Requirements »
Write the data out again, character for character, with no images.

════════

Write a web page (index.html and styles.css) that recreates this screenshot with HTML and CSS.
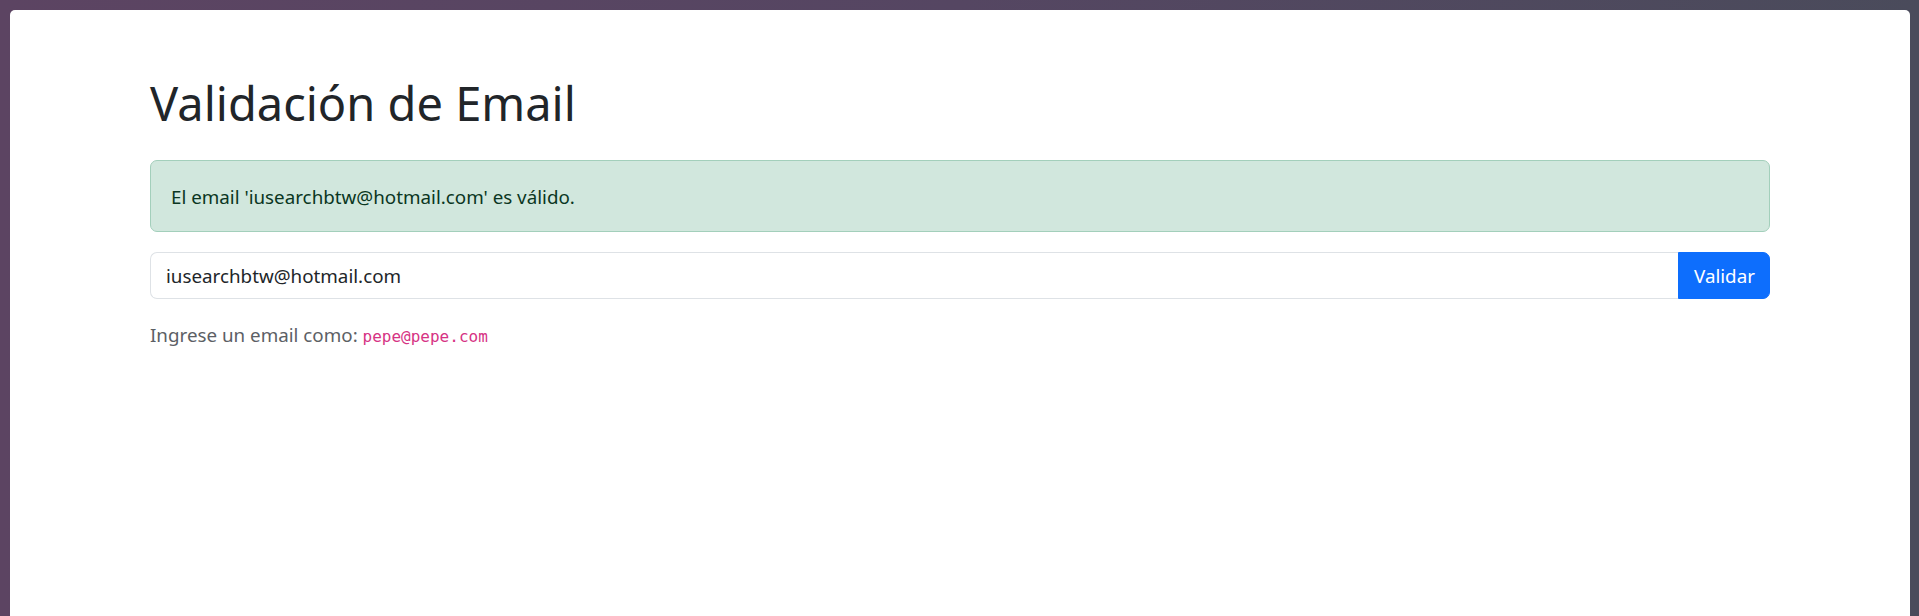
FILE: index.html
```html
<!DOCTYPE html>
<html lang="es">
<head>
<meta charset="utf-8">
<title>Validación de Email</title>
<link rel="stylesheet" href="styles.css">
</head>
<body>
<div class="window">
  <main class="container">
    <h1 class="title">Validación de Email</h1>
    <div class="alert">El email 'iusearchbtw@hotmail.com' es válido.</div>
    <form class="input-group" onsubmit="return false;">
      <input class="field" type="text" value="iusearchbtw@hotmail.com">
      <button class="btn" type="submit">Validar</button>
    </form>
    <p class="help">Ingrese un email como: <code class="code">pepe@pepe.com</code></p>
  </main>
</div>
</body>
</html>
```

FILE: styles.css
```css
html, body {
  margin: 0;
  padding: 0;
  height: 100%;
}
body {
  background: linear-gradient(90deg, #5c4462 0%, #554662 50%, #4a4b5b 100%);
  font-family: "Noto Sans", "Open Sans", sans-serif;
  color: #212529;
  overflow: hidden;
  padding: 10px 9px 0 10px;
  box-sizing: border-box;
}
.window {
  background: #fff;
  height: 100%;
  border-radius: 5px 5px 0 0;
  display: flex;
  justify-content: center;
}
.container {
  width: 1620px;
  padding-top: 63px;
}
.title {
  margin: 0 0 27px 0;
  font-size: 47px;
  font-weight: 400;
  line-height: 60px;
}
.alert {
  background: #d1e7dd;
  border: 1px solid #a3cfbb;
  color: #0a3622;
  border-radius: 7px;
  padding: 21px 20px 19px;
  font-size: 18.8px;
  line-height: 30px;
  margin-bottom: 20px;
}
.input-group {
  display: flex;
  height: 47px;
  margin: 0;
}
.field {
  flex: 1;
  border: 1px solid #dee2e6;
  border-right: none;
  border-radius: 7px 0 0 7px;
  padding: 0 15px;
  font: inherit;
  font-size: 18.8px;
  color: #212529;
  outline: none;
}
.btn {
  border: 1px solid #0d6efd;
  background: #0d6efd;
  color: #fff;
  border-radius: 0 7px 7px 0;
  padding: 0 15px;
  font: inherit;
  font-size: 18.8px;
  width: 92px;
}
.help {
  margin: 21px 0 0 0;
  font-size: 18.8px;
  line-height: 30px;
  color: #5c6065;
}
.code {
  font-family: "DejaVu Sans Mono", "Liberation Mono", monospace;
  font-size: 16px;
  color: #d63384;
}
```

════════

Final result »
Write a web page (index.html and styles.css) that recreates this screenshot with HTML and CSS.
FILE: index.html
```html
<!DOCTYPE html>
<html lang="es">
<head>
<meta charset="utf-8">
<title>Validación de Email</title>
<link rel="stylesheet" href="styles.css">
</head>
<body>
<div class="window">
  <main class="container">
    <h1 class="title">Validación de Email</h1>
    <div class="alert">El email 'iusearchbtw@hotmail.com' es válido.</div>
    <form class="input-group" onsubmit="return false;">
      <input class="field" type="text" value="iusearchbtw@hotmail.com">
      <button class="btn" type="submit">Validar</button>
    </form>
    <p class="help">Ingrese un email como: <code class="code">pepe@pepe.com</code></p>
  </main>
</div>
</body>
</html>
```

FILE: styles.css
```css
html, body {
  margin: 0;
  padding: 0;
  height: 100%;
}
body {
  background: linear-gradient(90deg, #5c4462 0%, #554662 50%, #4a4b5b 100%);
  font-family: "Noto Sans", "Open Sans", sans-serif;
  color: #212529;
  overflow: hidden;
  padding: 10px 9px 0 10px;
  box-sizing: border-box;
}
.window {
  background: #fff;
  height: 100%;
  border-radius: 5px 5px 0 0;
  display: flex;
  justify-content: center;
}
.container {
  width: 1620px;
  padding-top: 63px;
}
.title {
  margin: 0 0 27px 0;
  font-size: 47px;
  font-weight: 400;
  line-height: 60px;
}
.alert {
  background: #d1e7dd;
  border: 1px solid #a3cfbb;
  color: #0a3622;
  border-radius: 7px;
  padding: 21px 20px 19px;
  font-size: 18.8px;
  line-height: 30px;
  margin-bottom: 20px;
}
.input-group {
  display: flex;
  height: 47px;
  margin: 0;
}
.field {
  flex: 1;
  border: 1px solid #dee2e6;
  border-right: none;
  border-radius: 7px 0 0 7px;
  padding: 0 15px;
  font: inherit;
  font-size: 18.8px;
  color: #212529;
  outline: none;
}
.btn {
  border: 1px solid #0d6efd;
  background: #0d6efd;
  color: #fff;
  border-radius: 0 7px 7px 0;
  padding: 0 15px;
  font: inherit;
  font-size: 18.8px;
  width: 92px;
}
.help {
  margin: 21px 0 0 0;
  font-size: 18.8px;
  line-height: 30px;
  color: #5c6065;
}
.code {
  font-family: "DejaVu Sans Mono", "Liberation Mono", monospace;
  font-size: 16px;
  color: #d63384;
}
```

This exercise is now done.